STATED PROBLEM:
Once the pictures are set aside, transcribe the remaining data exactly.

==== SOURCE MATERIAL ====

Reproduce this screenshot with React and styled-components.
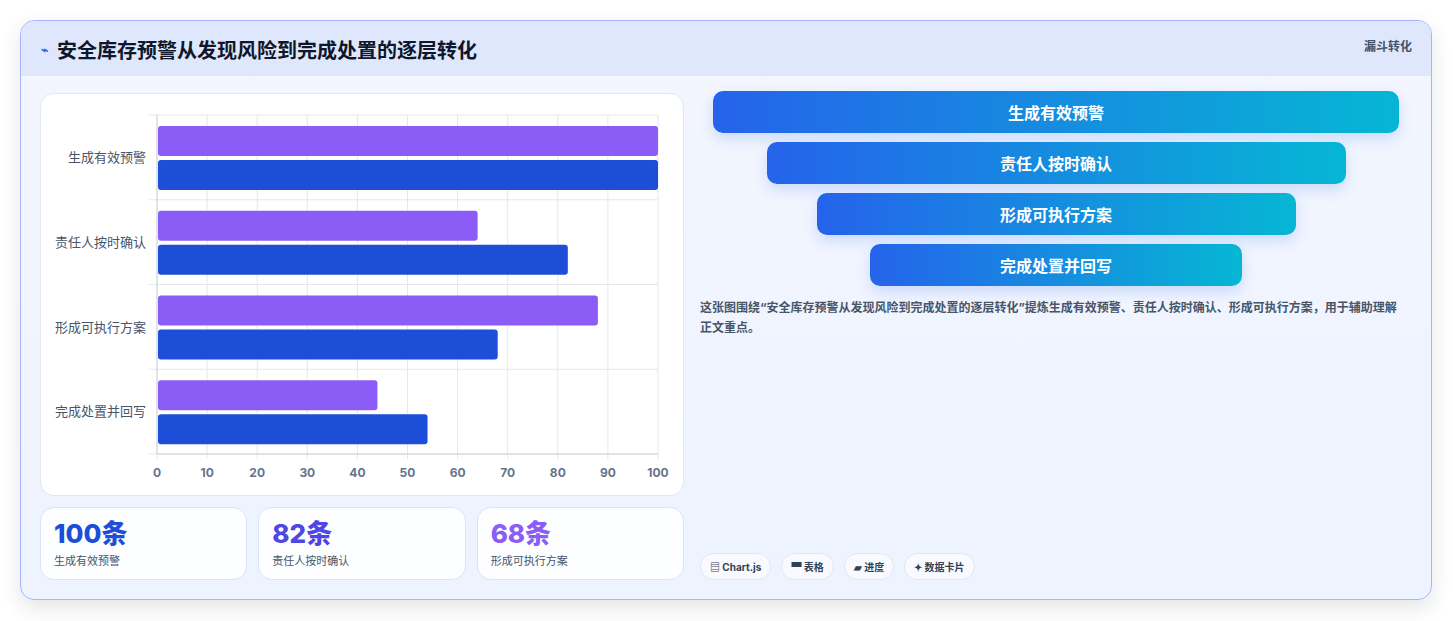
import React from "react";
import styled, { createGlobalStyle } from "styled-components";

const G = createGlobalStyle`
  body{margin:0;background:#fff;font-family:Inter,"Noto Sans CJK SC",sans-serif;}
`;
const Page = styled.div`padding:20px 21px 21px 20px;height:621px;box-sizing:border-box;`;
const Card = styled.div`
  height:580px;box-sizing:border-box;border:1px solid #a5b4fc;border-radius:14px;overflow:hidden;
  background:linear-gradient(180deg,#f3f6fe,#edf3ff);box-shadow:0 8px 20px rgba(30,41,59,.12);
  display:flex;flex-direction:column;`;
const Header = styled.div`
  height:55px;background:#dfe7fd;display:flex;align-items:flex-start;justify-content:space-between;padding:0 19px 0 20px;`;
const Title = styled.h1`margin:14px 0 0;font-size:20px;font-weight:700;color:#0f172a;display:flex;align-items:center;gap:9px;`;
const Badge = styled.span`margin-top:16px;font-size:12px;font-weight:700;color:#475569;`;
const Body = styled.div`flex:1;display:grid;grid-template-columns:644px 1fr;gap:16px;padding:17px 19px 19px 19px;`;
const Left = styled.div`display:flex;flex-direction:column;gap:11px;`;
const ChartCard = styled.div`height:403px;background:#fff;border:1px solid #e2e8f0;border-radius:14px;box-sizing:border-box;`;
const Stats = styled.div`display:grid;grid-template-columns:repeat(3,1fr);gap:11px;`;
const Stat = styled.div`height:73px;box-sizing:border-box;background:rgba(255,255,255,.85);border:1px solid #dbe4f5;border-radius:14px;padding:10px 13px;`;
const Num = styled.div`font-size:26px;font-weight:800;color:${p=>p.c};line-height:32px;`;
const Lab = styled.div`font-size:11px;color:#475569;margin-top:2px;`;
const Right = styled.div`display:flex;flex-direction:column;`;
const Funnel = styled.div`display:flex;flex-direction:column;align-items:center;gap:9px;margin-top:-2px;`;
const Step = styled.div`
  width:${p=>p.w}px;height:42px;border-radius:10px;background:linear-gradient(90deg,#2563eb,#06b6d4);
  color:#fff;font-weight:700;font-size:16px;display:flex;align-items:center;justify-content:center;
  box-shadow:0 6px 14px rgba(37,99,235,.18);`;
const Desc = styled.p`margin:12px 8px 0 0;font-size:12px;font-weight:700;color:#475569;line-height:20px;`;
const Tags = styled.div`margin-top:auto;display:flex;gap:10px;`;
const Tag = styled.span`height:27px;box-sizing:border-box;padding:0 9px;border:1px solid #e2e8f0;border-radius:14px;background:#f8faff;font-size:10px;font-weight:700;color:#334155;display:flex;align-items:center;gap:3px;`;

const cats=["生成有效预警","责任人按时确认","形成可执行方案","完成处置并回写"];
const pv=[100,64,88,44], bv=[100,82,68,54];
const L=116,R=617,T=21,B=360,rh=(B-T)/4,sx=(R-L)/100;

function Chart(){
  return <svg width="642" height="401" style={{display:"block"}}>
    {Array.from({length:11}).map((_,i)=><g key={i}>
      <line x1={L+i*50.1} x2={L+i*50.1} y1={T} y2={B+5} stroke="#e5e7eb"/>
      <text x={L+i*50.1} y={383} fontSize="12" fontWeight="700" fill="#64748b" textAnchor="middle">{i*10}</text>
    </g>)}
    {[0,1,2,3,4].map(i=><line key={i} x1={L-8} x2={R} y1={T+i*rh} y2={T+i*rh} stroke="#e5e7eb"/>)}
    <line x1={L} x2={L} y1={T} y2={B} stroke="#cbd5e1"/>
    <line x1={L} x2={R} y1={B} y2={B} stroke="#cbd5e1"/>
    {cats.map((c,i)=><g key={c}>
      <text x={105} y={T+i*rh+47} fontSize="13" fill="#475569" textAnchor="end">{c}</text>
      <rect x={L+1} y={T+i*rh+11} width={pv[i]*sx-1} height={30} rx="3" fill="#8b5cf6"/>
      <rect x={L+1} y={T+i*rh+45} width={bv[i]*sx-1} height={30} rx="3" fill="#1d4ed8"/>
    </g>)}
  </svg>;
}

export default function App(){
  return <Page><G/><Card>
    <Header><Title><span style={{fontSize:12,color:"#2563eb"}}>⌁</span>安全库存预警从发现风险到完成处置的逐层转化</Title><Badge>漏斗转化</Badge></Header>
    <Body>
      <Left>
        <ChartCard><Chart/></ChartCard>
        <Stats>
          <Stat><Num c="#1d4ed8">100条</Num><Lab>生成有效预警</Lab></Stat>
          <Stat><Num c="#4f46e5">82条</Num><Lab>责任人按时确认</Lab></Stat>
          <Stat><Num c="#8b5cf6">68条</Num><Lab>形成可执行方案</Lab></Stat>
        </Stats>
      </Left>
      <Right>
        <Funnel>
          <Step w={686}>生成有效预警</Step>
          <Step w={579}>责任人按时确认</Step>
          <Step w={479}>形成可执行方案</Step>
          <Step w={372}>完成处置并回写</Step>
        </Funnel>
        <Desc>这张图围绕“安全库存预警从发现风险到完成处置的逐层转化”提炼生成有效预警、责任人按时确认、形成可执行方案，用于辅助理解正文重点。</Desc>
        <Tags><Tag>▤ Chart.js</Tag><Tag>▀ 表格</Tag><Tag>▰ 进度</Tag><Tag>✦ 数据卡片</Tag></Tags>
      </Right>
    </Body>
  </Card></Page>;
}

====

SOLVED EXERCISE:
Reproduce this screenshot with React and styled-components.
import React from "react";
import styled, { createGlobalStyle } from "styled-components";

const G = createGlobalStyle`
  body{margin:0;background:#fff;font-family:Inter,"Noto Sans CJK SC",sans-serif;}
`;
const Page = styled.div`padding:20px 21px 21px 20px;height:621px;box-sizing:border-box;`;
const Card = styled.div`
  height:580px;box-sizing:border-box;border:1px solid #a5b4fc;border-radius:14px;overflow:hidden;
  background:linear-gradient(180deg,#f3f6fe,#edf3ff);box-shadow:0 8px 20px rgba(30,41,59,.12);
  display:flex;flex-direction:column;`;
const Header = styled.div`
  height:55px;background:#dfe7fd;display:flex;align-items:flex-start;justify-content:space-between;padding:0 19px 0 20px;`;
const Title = styled.h1`margin:14px 0 0;font-size:20px;font-weight:700;color:#0f172a;display:flex;align-items:center;gap:9px;`;
const Badge = styled.span`margin-top:16px;font-size:12px;font-weight:700;color:#475569;`;
const Body = styled.div`flex:1;display:grid;grid-template-columns:644px 1fr;gap:16px;padding:17px 19px 19px 19px;`;
const Left = styled.div`display:flex;flex-direction:column;gap:11px;`;
const ChartCard = styled.div`height:403px;background:#fff;border:1px solid #e2e8f0;border-radius:14px;box-sizing:border-box;`;
const Stats = styled.div`display:grid;grid-template-columns:repeat(3,1fr);gap:11px;`;
const Stat = styled.div`height:73px;box-sizing:border-box;background:rgba(255,255,255,.85);border:1px solid #dbe4f5;border-radius:14px;padding:10px 13px;`;
const Num = styled.div`font-size:26px;font-weight:800;color:${p=>p.c};line-height:32px;`;
const Lab = styled.div`font-size:11px;color:#475569;margin-top:2px;`;
const Right = styled.div`display:flex;flex-direction:column;`;
const Funnel = styled.div`display:flex;flex-direction:column;align-items:center;gap:9px;margin-top:-2px;`;
const Step = styled.div`
  width:${p=>p.w}px;height:42px;border-radius:10px;background:linear-gradient(90deg,#2563eb,#06b6d4);
  color:#fff;font-weight:700;font-size:16px;display:flex;align-items:center;justify-content:center;
  box-shadow:0 6px 14px rgba(37,99,235,.18);`;
const Desc = styled.p`margin:12px 8px 0 0;font-size:12px;font-weight:700;color:#475569;line-height:20px;`;
const Tags = styled.div`margin-top:auto;display:flex;gap:10px;`;
const Tag = styled.span`height:27px;box-sizing:border-box;padding:0 9px;border:1px solid #e2e8f0;border-radius:14px;background:#f8faff;font-size:10px;font-weight:700;color:#334155;display:flex;align-items:center;gap:3px;`;

const cats=["生成有效预警","责任人按时确认","形成可执行方案","完成处置并回写"];
const pv=[100,64,88,44], bv=[100,82,68,54];
const L=116,R=617,T=21,B=360,rh=(B-T)/4,sx=(R-L)/100;

function Chart(){
  return <svg width="642" height="401" style={{display:"block"}}>
    {Array.from({length:11}).map((_,i)=><g key={i}>
      <line x1={L+i*50.1} x2={L+i*50.1} y1={T} y2={B+5} stroke="#e5e7eb"/>
      <text x={L+i*50.1} y={383} fontSize="12" fontWeight="700" fill="#64748b" textAnchor="middle">{i*10}</text>
    </g>)}
    {[0,1,2,3,4].map(i=><line key={i} x1={L-8} x2={R} y1={T+i*rh} y2={T+i*rh} stroke="#e5e7eb"/>)}
    <line x1={L} x2={L} y1={T} y2={B} stroke="#cbd5e1"/>
    <line x1={L} x2={R} y1={B} y2={B} stroke="#cbd5e1"/>
    {cats.map((c,i)=><g key={c}>
      <text x={105} y={T+i*rh+47} fontSize="13" fill="#475569" textAnchor="end">{c}</text>
      <rect x={L+1} y={T+i*rh+11} width={pv[i]*sx-1} height={30} rx="3" fill="#8b5cf6"/>
      <rect x={L+1} y={T+i*rh+45} width={bv[i]*sx-1} height={30} rx="3" fill="#1d4ed8"/>
    </g>)}
  </svg>;
}

export default function App(){
  return <Page><G/><Card>
    <Header><Title><span style={{fontSize:12,color:"#2563eb"}}>⌁</span>安全库存预警从发现风险到完成处置的逐层转化</Title><Badge>漏斗转化</Badge></Header>
    <Body>
      <Left>
        <ChartCard><Chart/></ChartCard>
        <Stats>
          <Stat><Num c="#1d4ed8">100条</Num><Lab>生成有效预警</Lab></Stat>
          <Stat><Num c="#4f46e5">82条</Num><Lab>责任人按时确认</Lab></Stat>
          <Stat><Num c="#8b5cf6">68条</Num><Lab>形成可执行方案</Lab></Stat>
        </Stats>
      </Left>
      <Right>
        <Funnel>
          <Step w={686}>生成有效预警</Step>
          <Step w={579}>责任人按时确认</Step>
          <Step w={479}>形成可执行方案</Step>
          <Step w={372}>完成处置并回写</Step>
        </Funnel>
        <Desc>这张图围绕“安全库存预警从发现风险到完成处置的逐层转化”提炼生成有效预警、责任人按时确认、形成可执行方案，用于辅助理解正文重点。</Desc>
        <Tags><Tag>▤ Chart.js</Tag><Tag>▀ 表格</Tag><Tag>▰ 进度</Tag><Tag>✦ 数据卡片</Tag></Tags>
      </Right>
    </Body>
  </Card></Page>;
}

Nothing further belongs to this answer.